===== The input
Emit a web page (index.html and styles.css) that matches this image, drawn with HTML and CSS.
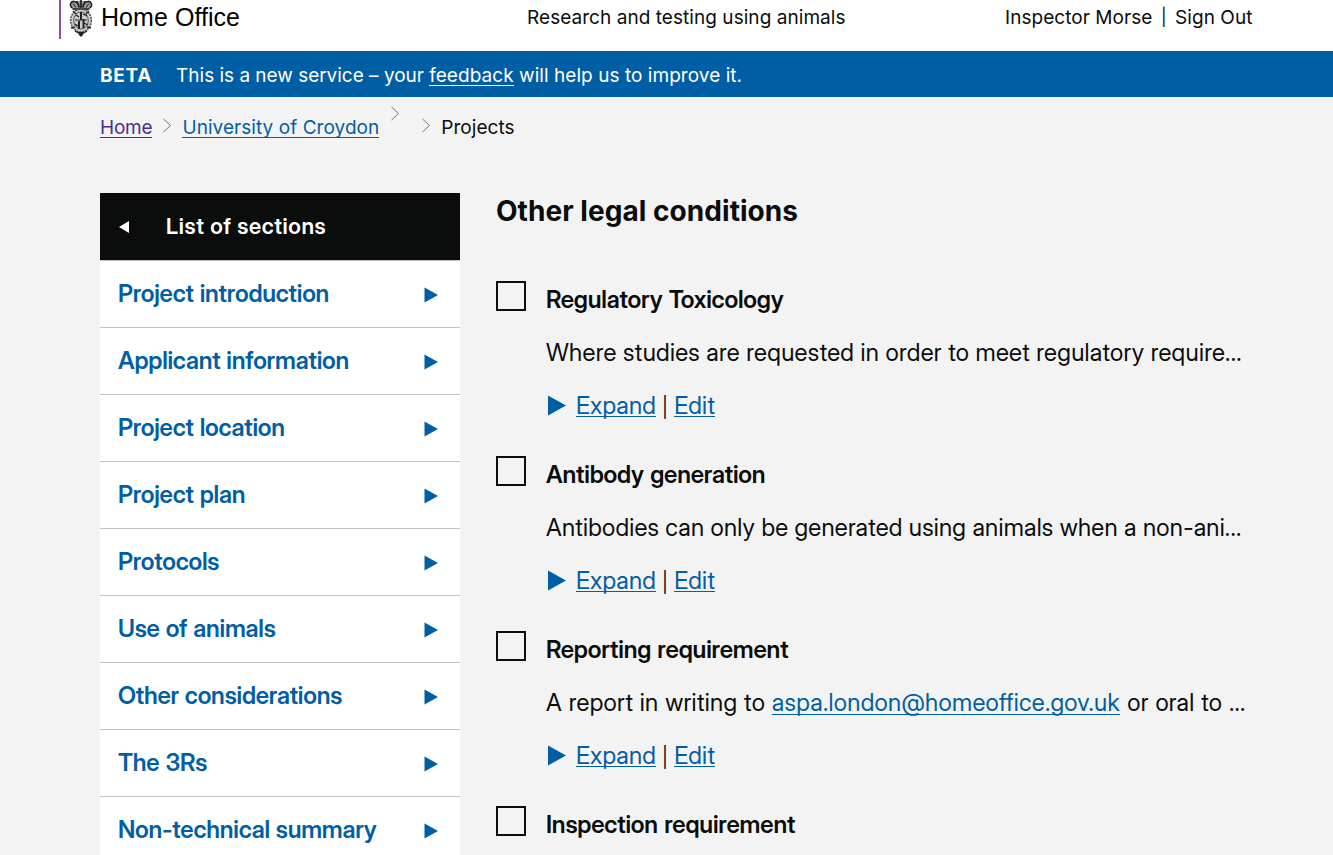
FILE: index.html
```html
<!DOCTYPE html>
<html lang="en">
<head>
<meta charset="utf-8">
<title>Projects - Research and testing using animals</title>
<link rel="stylesheet" href="styles.css">
</head>
<body>
<header class="header">
  <div class="brand">
    <svg class="crest" width="24" height="38" viewBox="0 0 24 38" aria-hidden="true">
      <path d="M2 1h20l-1 7-1 2H4L3 8z" fill="#999"/>
      <ellipse cx="12" cy="20.500" rx="10" ry="11.500" fill="#ccc"/>
      <g fill="none" stroke="#222" stroke-width="1">
        <path d="M3 8C0 5 2 1 5 1.500s5 3 5 6M21 8c3-3 1-7-2-6.500s-5 3-5 6M12 0v8M3.500 9h17" stroke-width="1.700"/>
        <path d="M4 3.500l3 4M8 1l2 6M16 1l-2 6M20 3.500l-3 4"/>
        <ellipse cx="12" cy="20.500" rx="10.300" ry="11.500" stroke="#555" stroke-width="1.600" stroke-dasharray="2 .8"/>
        <ellipse cx="12" cy="20.500" rx="7.300" ry="8.500" stroke="#555"/>
        <path d="M12 12v8M10 21v8M14.500 19v9" stroke-width="2"/>
        <path d="M6 20h12M7 15l3 2M14 14l4 2M6 24l3 2M15 23l4 2" stroke-width="1.200"/>
        <path d="M4 11l3 3M20 11l-3 3M2 28l4-1M22 28l-4-1M6 31c4 3 8 3 12 0" stroke-width="1.400"/>
      </g>
      <path d="M9 32h6l-1 3-2 2-2-2z" fill="#222"/>
    </svg>
    <span class="brand-name">Home Office</span>
  </div>
  <div class="service">Research and testing using animals</div>
  <div class="user"><span>Inspector Morse</span><span class="bar">|</span><span>Sign Out</span></div>
</header>
<div class="phase"><strong class="phase-tag">BETA</strong><span class="phase-text"><span class="phase-lead">This is a new service – your </span><a class="link link-light" href="#">feedback</a> will help us to improve it.</span></div>
<nav class="crumbs">
  <a class="link link-visited" href="#">Home</a>
  <svg class="chev chev-1" width="9" height="15" viewBox="0 0 9 15"><path d="M.5 1l7 6.500-7 6.500"/></svg>
  <a class="link" href="#">University of Croydon</a>
  <svg class="chev chev-2" width="9" height="15" viewBox="0 0 9 15"><path d="M.5 1l7 6.500-7 6.500"/></svg>
  <svg class="chev chev-3" width="9" height="15" viewBox="0 0 9 15"><path d="M.5 1l7 6.500-7 6.500"/></svg>
  <span>Projects</span>
</nav>
<div class="columns">
  <nav class="sections">
    <a class="sections-head" href="#"><svg width="10" height="12" viewBox="0 0 10 12"><path d="M10 0v12L0 6z"/></svg><span>List of sections</span></a>
    <a class="section" href="#"><span>Project introduction</span><svg width="14" height="16" viewBox="0 0 14 16"><path d="M.5 .5v15L14 8z"/></svg></a>
    <a class="section" href="#"><span>Applicant information</span><svg width="14" height="16" viewBox="0 0 14 16"><path d="M.5 .5v15L14 8z"/></svg></a>
    <a class="section" href="#"><span>Project location</span><svg width="14" height="16" viewBox="0 0 14 16"><path d="M.5 .5v15L14 8z"/></svg></a>
    <a class="section" href="#"><span>Project plan</span><svg width="14" height="16" viewBox="0 0 14 16"><path d="M.5 .5v15L14 8z"/></svg></a>
    <a class="section" href="#"><span>Protocols</span><svg width="14" height="16" viewBox="0 0 14 16"><path d="M.5 .5v15L14 8z"/></svg></a>
    <a class="section" href="#"><span>Use of animals</span><svg width="14" height="16" viewBox="0 0 14 16"><path d="M.5 .5v15L14 8z"/></svg></a>
    <a class="section" href="#"><span>Other considerations</span><svg width="14" height="16" viewBox="0 0 14 16"><path d="M.5 .5v15L14 8z"/></svg></a>
    <a class="section" href="#"><span>The 3Rs</span><svg width="14" height="16" viewBox="0 0 14 16"><path d="M.5 .5v15L14 8z"/></svg></a>
    <a class="section" href="#"><span>Non-technical summary</span><svg width="14" height="16" viewBox="0 0 14 16"><path d="M.5 .5v15L14 8z"/></svg></a>
  </nav>
  <main class="main">
    <h1 class="title">Other legal conditions</h1>
    <section class="condition">
      <span class="box" role="checkbox" aria-checked="false"></span>
      <div class="body">
        <h2 class="name">Regulatory Toxicology</h2>
        <p class="text">Where studies are requested in order to meet regulatory require...</p>
        <p class="actions"><svg width="18" height="21" viewBox="0 0 18 21"><path d="M0 .5v20l18-10z"/></svg><a class="link" href="#">Expand</a><span class="bar">|</span><a class="link" href="#">Edit</a></p>
      </div>
    </section>
    <section class="condition">
      <span class="box" role="checkbox" aria-checked="false"></span>
      <div class="body">
        <h2 class="name">Antibody generation</h2>
        <p class="text text-tight">Antibodies can only be generated using animals when a non-ani...</p>
        <p class="actions"><svg width="18" height="21" viewBox="0 0 18 21"><path d="M0 .5v20l18-10z"/></svg><a class="link" href="#">Expand</a><span class="bar">|</span><a class="link" href="#">Edit</a></p>
      </div>
    </section>
    <section class="condition">
      <span class="box" role="checkbox" aria-checked="false"></span>
      <div class="body">
        <h2 class="name">Reporting requirement</h2>
        <p class="text text-loose">A report in writing to <a class="link" href="#">aspa.london@homeoffice.gov.uk</a> or oral to ...</p>
        <p class="actions"><svg width="18" height="21" viewBox="0 0 18 21"><path d="M0 .5v20l18-10z"/></svg><a class="link" href="#">Expand</a><span class="bar">|</span><a class="link" href="#">Edit</a></p>
      </div>
    </section>
    <section class="condition condition-last">
      <span class="box" role="checkbox" aria-checked="false"></span>
      <div class="body">
        <h2 class="name">Inspection requirement</h2>
      </div>
    </section>
  </main>
</div>
</body>
</html>
```
FILE: styles.css
```css
* { box-sizing: border-box; }
body {
  margin: 0;
  height: 855px;
  overflow: hidden;
  background: #f3f3f3;
  color: #0b0c0c;
  font-family: Inter, "Liberation Sans", sans-serif;
  font-size: 19px;
  line-height: 25px;
  letter-spacing: .05px;
}
h1, h2, p { margin: 0; }
svg { display: block; flex: none; }
.link { color: #005ea5; text-decoration: none; border-bottom: 1px solid currentColor; display: inline-block; line-height: 18px; white-space: nowrap; }
.link-light { color: #fff; }
.link-visited { color: #4c2c92; letter-spacing: -.2px; }

.header {
  height: 51px;
  background: #fff;
  display: grid;
  grid-template-columns: 468px 478px 1fr;
  padding-left: 59px;
}
.brand { display: flex; height: 39px; border-left: 2px solid #8f4bae; padding-left: 8px; }
.brand-name { font: 25px/35px "Liberation Sans", Arial, sans-serif; color: #000; margin-left: 8px; white-space: nowrap; }
.service, .user { padding-top: 5px; white-space: nowrap; }
.user { display: flex; gap: 8.5px; }
.user .bar { font-size: 17px; }

.phase { height: 46px; background: #005ea5; color: #fff; padding: 12px 0 0 100px; display: flex; gap: 24px; white-space: nowrap; }
.phase-tag { letter-spacing: .7px; font-weight: 700; }
.phase-lead { letter-spacing: -.02px; }

.crumbs { display: flex; align-items: flex-start; height: 96px; padding: 22px 0 0 100px; }
.crumbs .link, .crumbs span { line-height: 18px; }
.chev path { fill: none; stroke: #6f777b; stroke-width: 1; }
.chev-1 { margin: -1px 10px 0 11px; }
.chev-2 { margin: -13px 22px 0 12px; }
.chev-3 { margin: -1px 10px 0 0; }

.columns { display: grid; grid-template-columns: 360px 760px; gap: 36px; padding-left: 100px; height: 662px; overflow: hidden; }
.sections { background: #fff; font-family: "Inter Display", Inter, sans-serif; font-weight: 600; height: 670px; }
.sections a { text-decoration: none; display: flex; align-items: center; height: 67px; }
.sections-head { background: #0b0c0c; color: #fff; font-size: 22px; letter-spacing: .6px; gap: 37px; padding-left: 19px; }
.sections-head svg { fill: #fff; margin-top: 1px; }
.section { color: #005ea5; font-size: 24px; letter-spacing: -.22px; word-spacing: .8px; border-top: 1px solid #bfc1c3; justify-content: space-between; padding: 0 22px 0 18px; }
.section span { margin-bottom: 2px; }
.section svg { fill: #005ea5; margin-top: 2px; }

.title { font-size: 28px; line-height: 36px; font-weight: 700; margin-bottom: 52px; }
.condition { display: flex; gap: 20px; height: 175px; }
.condition-last { height: 49px; }
.box { width: 30px; height: 30px; border: 2px solid #0b0c0c; flex: none; }
.body { font-family: "Inter Display", Inter, sans-serif; font-size: 24px; line-height: 30px; }
.name { font-size: 24px; font-weight: 600; letter-spacing: -.18px; word-spacing: 1px; padding-top: 4px; margin-bottom: 23px; }
.text, .actions { white-space: nowrap; letter-spacing: .3px; }
.text { margin-bottom: 23px; }
.text-tight { letter-spacing: .24px; }
.text-loose { word-spacing: .4px; }
.text-loose .link { margin-right: .6px; }
.text .link, .actions .link { line-height: 22px; }
.actions { display: flex; align-items: baseline; padding-top: 1px; letter-spacing: .2px; }
.actions .link { line-height: 21px; }
.actions svg { fill: #005ea5; margin: -3px 10px 0 2px; align-self: center; }
.actions .bar { font-size: 20px; margin: 0 6px; }
```
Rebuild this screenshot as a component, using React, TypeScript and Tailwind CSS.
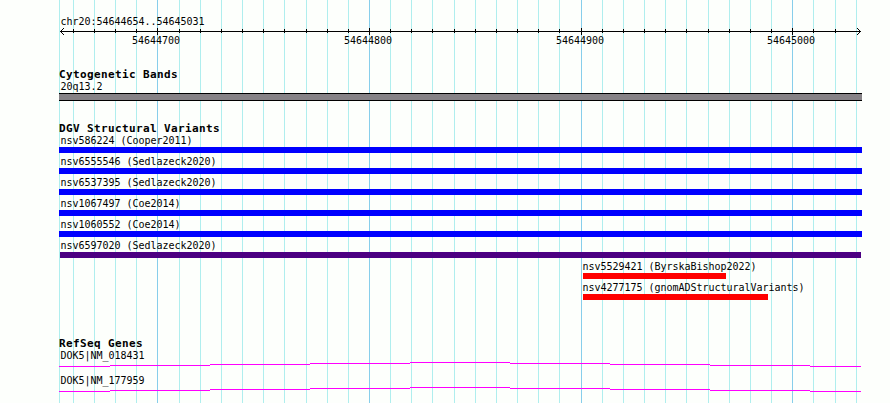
import clsx from "clsx";

interface Variant {
  name: string;
  row: string;
  bar: string;
}

const GRID = [
  59, 73, 94, 115, 136, 157, 179, 200, 221, 242, 263, 284, 306, 327, 348, 369,
  390, 411, 432, 454, 475, 496, 517, 538, 559, 581, 602, 623, 644, 665, 686,
  708, 729, 750, 771, 792, 813, 835, 856,
];

const MAJOR = [157, 369, 581, 792];

const VARIANTS: Variant[] = [
  { name: "nsv586224 (Cooper2011)", row: "ml-[59px]", bar: "w-[803px] bg-[#0000ff]" },
  { name: "nsv6555546 (Sedlazeck2020)", row: "ml-[59px]", bar: "w-[803px] bg-[#0000ff]" },
  { name: "nsv6537395 (Sedlazeck2020)", row: "ml-[59px]", bar: "w-[803px] bg-[#0000ff]" },
  { name: "nsv1067497 (Coe2014)", row: "ml-[59px]", bar: "w-[803px] bg-[#0000ff]" },
  { name: "nsv1060552 (Coe2014)", row: "ml-[59px]", bar: "w-[803px] bg-[#0000ff]" },
  { name: "nsv6597020 (Sedlazeck2020)", row: "ml-[59px]", bar: "ml-px w-[801px] bg-[#4b0082]" },
  { name: "nsv5529421 (ByrskaBishop2022)", row: "ml-[581px]", bar: "ml-[2px] w-[143px] bg-[#ff0000]" },
  { name: "nsv4277175 (gnomADStructuralVariants)", row: "ml-[581px]", bar: "ml-[2px] w-[185px] bg-[#ff0000]" },
];

const GENES = ["DOK5|NM_018431", "DOK5|NM_177959"];

function GridLines() {
  return (
    <svg className="absolute inset-0" width="890" height="403" shapeRendering="crispEdges">
      {GRID.map((x) => (
        <rect
          key={x}
          x={x}
          y={0}
          width={1}
          height={403}
          fill={MAJOR.includes(x) ? "#87ceeb" : "#afeeee"}
        />
      ))}
    </svg>
  );
}

function Ruler() {
  return (
    <svg className="block" width="890" height="8" shapeRendering="crispEdges">
      <rect x={60} y={3} width={801} height={1} />
      {GRID.slice(1, -1).map((x) =>
        MAJOR.includes(x) ? (
          <rect key={x} x={x} y={0} width={1} height={7} />
        ) : (
          <rect key={x} x={x} y={1} width={1} height={4} />
        )
      )}
      {/* arrow heads */}
      {[1, 2, 3].map((d) => (
        <g key={d}>
          <rect x={60 + d} y={3 - d} width={1} height={1} />
          <rect x={60 + d} y={3 + d} width={1} height={1} />
          <rect x={860 - d} y={3 - d} width={1} height={1} />
          <rect x={860 - d} y={3 + d} width={1} height={1} />
        </g>
      ))}
    </svg>
  );
}

function Title({ children }: { children: string }) {
  return (
    <h2 className="ml-[59px] h-3 text-[11px] leading-[14px] font-bold tracking-[0.378px]">
      {children}
    </h2>
  );
}

function Intron() {
  return (
    <svg className="block" width="890" height="5" shapeRendering="crispEdges" fill="#ff00ff">
      {[4, 3, 2, 1, 0, 1, 2, 3, 4].map((y, i) => {
        const start = i === 0 ? 59 : 10 + i * 100;
        const end = i === 8 ? 861 : 110 + i * 100;
        return <rect key={i} x={start} y={y} width={end - start} height={1} />;
      })}
    </svg>
  );
}

export default function App() {
  return (
    <div className="relative h-[403px] w-[890px] overflow-hidden bg-[#fdfffc] font-['DejaVu_Sans_Mono',monospace] text-[10px] leading-[14px] tracking-[-0.02px] whitespace-pre text-black">
      <GridLines />
      <div className="relative flex flex-col">
        <div className="h-7 pt-[15px] pl-[60.4px]">chr20:54644654..54645031</div>
        <Ruler />
        <div className="-mt-px flex h-[33px] leading-3">
          <span className="ml-[132px] w-[212px]">54644700</span>
          <span className="w-[212px]">54644800</span>
          <span className="w-[211px]">54644900</span>
          <span>54645000</span>
        </div>

        <Title>Cytogenetic Bands</Title>
        <div className="h-[13px] pl-[60.4px]">20q13.2</div>
        <div className="ml-[59px] h-2 w-[803px] border-y border-black bg-[#868286]" />

        <div className="h-[21px]" />
        <Title>DGV Structural Variants</Title>
        <div>
          {VARIANTS.map((v) => (
            <div key={v.name} className={v.row}>
              <div className="h-[13px] pl-[1.4px]">{v.name}</div>
              <div className={clsx("mb-0.5 h-1.5", v.bar)} />
            </div>
          ))}
        </div>

        <div className="h-[35px]" />
        <Title>RefSeq Genes</Title>
        {GENES.map((gene) => (
          <div key={gene} className="h-[25px]">
            <div className="h-[13px] pl-[60.4px]">{gene}</div>
            <Intron />
          </div>
        ))}
      </div>
    </div>
  );
}
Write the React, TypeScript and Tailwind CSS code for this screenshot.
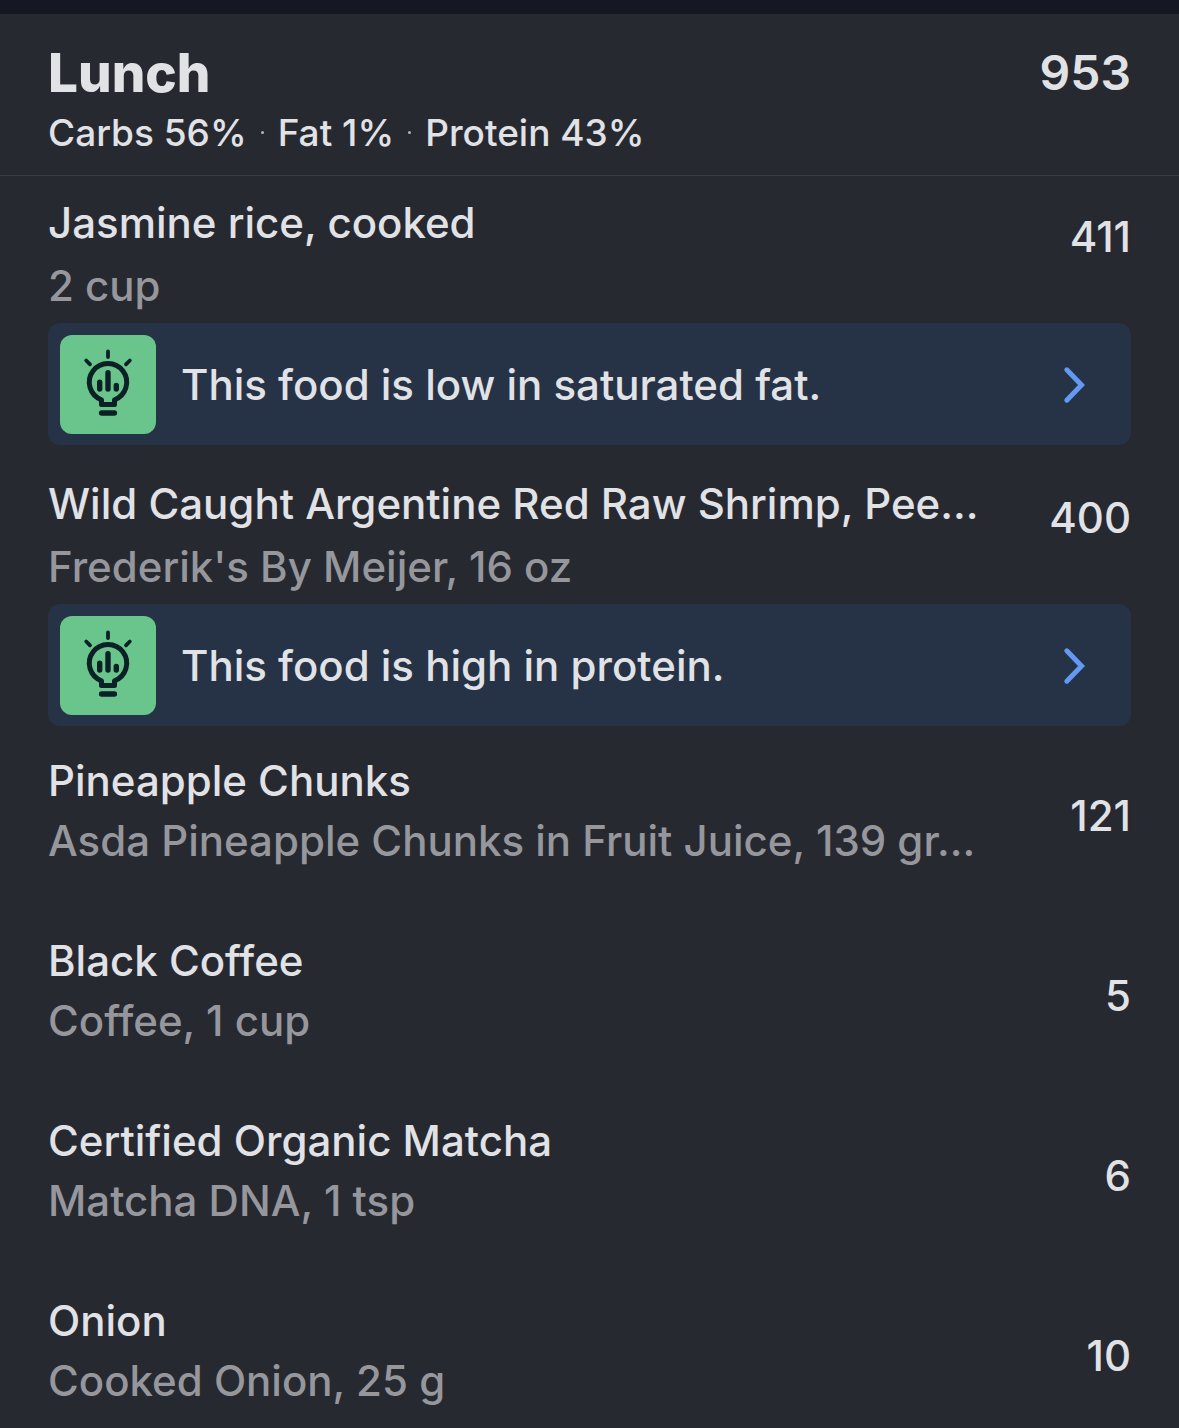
type FoodTip = {
  text: string;
};

type FoodEntry = {
  name: string;
  detail: string;
  calories: number;
  tip?: FoodTip;
};

const MACROS = ["Carbs 56%", "Fat 1%", "Protein 43%"];

const ENTRIES: FoodEntry[] = [
  {
    name: "Jasmine rice, cooked",
    detail: "2 cup",
    calories: 411,
    tip: { text: "This food is low in saturated fat." },
  },
  {
    name: "Wild Caught Argentine Red Raw Shrimp, Pee...",
    detail: "Frederik's By Meijer, 16 oz",
    calories: 400,
    tip: { text: "This food is high in protein." },
  },
  {
    name: "Pineapple Chunks",
    detail: "Asda Pineapple Chunks in Fruit Juice, 139 gr...",
    calories: 121,
  },
  { name: "Black Coffee", detail: "Coffee, 1 cup", calories: 5 },
  { name: "Certified Organic Matcha", detail: "Matcha DNA, 1 tsp", calories: 6 },
  { name: "Onion", detail: "Cooked Onion, 25 g", calories: 10 },
];

function InsightIcon() {
  return (
    <svg
      viewBox="0 0 96 99"
      className="h-[99px] w-24 shrink-0 rounded-xl bg-[#69c58b]"
      fill="none"
      stroke="#0c2126"
      strokeLinecap="round"
      strokeLinejoin="round"
      aria-hidden="true"
    >
      {/* rays */}
      <path d="M48 16.3V22M26.2 25.5L30 29.3M69.8 25.5L66 29.3" strokeWidth="3.8" />
      {/* bulb */}
      <path d="M41.5 64.8A18.7 18.7 0 1 1 54.5 64.8V69.4H41.5Z" strokeWidth="5" />
      <path d="M41.6 78H54.4" strokeWidth="5.4" />
      {/* bars */}
      <path d="M39.7 47.3V54M48 37.8V54M56.3 50.4V54" strokeWidth="5.4" />
    </svg>
  );
}

function TipBanner({ tip }: { tip: FoodTip }) {
  return (
    <button
      type="button"
      className="mt-1.5 flex h-[122px] w-full items-center rounded-xl bg-[#263245] pr-11 pl-3 text-left"
    >
      <InsightIcon />
      <span className="ml-[25px] flex-1">{tip.text}</span>
      <svg
        viewBox="0 0 24 40"
        className="h-10 w-6 shrink-0"
        fill="none"
        stroke="#6399f2"
        strokeWidth="5"
        strokeLinecap="round"
        aria-hidden="true"
      >
        <path d="M3.8 5.8L18.5 21L3.8 36.2" />
      </svg>
    </button>
  );
}

function TipRow({ entry, tip }: { entry: FoodEntry; tip: FoodTip }) {
  return (
    <li className="px-12 pt-[15px] pb-3 leading-[63px]">
      <div className="flex items-start justify-between">
        <div className="whitespace-nowrap">
          <h2>{entry.name}</h2>
          <p className="text-[#96979c]">{entry.detail}</p>
        </div>
        <span className="pt-3.5">{entry.calories}</span>
      </div>
      <TipBanner tip={tip} />
    </li>
  );
}

function FoodRow({ entry }: { entry: FoodEntry }) {
  return (
    <li className="flex items-start justify-between px-12 pt-[13px] pb-[47px] leading-[60px] last:pb-4">
      <div className="whitespace-nowrap">
        <h2>{entry.name}</h2>
        <p className="text-[#96979c]">{entry.detail}</p>
      </div>
      <span className="pt-[35px]">{entry.calories}</span>
    </li>
  );
}

export default function App() {
  return (
    <main className="min-h-screen border-t-[14px] border-[#151723] bg-[#272931] font-[Inter,sans-serif] text-[42px] font-medium text-[#e1e2e5]">
      <header className="border-b border-[#3c3e46] px-12 pt-[29px] pb-[17px]">
        <div className="flex items-center justify-between leading-[60px]">
          <h1 className="text-[53px] font-extrabold">Lunch</h1>
          <span className="text-5xl leading-[60px] font-semibold">953</span>
        </div>
        <p className="flex items-center gap-3.5 pt-1 text-[37px] leading-[51px]">
          {MACROS.map((macro, i) => (
            <span key={macro} className="flex items-center gap-3.5">
              {i > 0 && <span className="size-[3px] rounded-full bg-[#b4b5b9]" />}
              {macro}
            </span>
          ))}
        </p>
      </header>
      <ul>
        {ENTRIES.map((entry) =>
          entry.tip ? (
            <TipRow key={entry.name} entry={entry} tip={entry.tip} />
          ) : (
            <FoodRow key={entry.name} entry={entry} />
          )
        )}
      </ul>
    </main>
  );
}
==========
Written exercise: From the data, pick out every line that includes "styles".

Completed task:
Emit a web page (index.html and styles.css) that matches this image, drawn with HTML and CSS.
<link rel="stylesheet" href="styles.css">
FILE: styles.css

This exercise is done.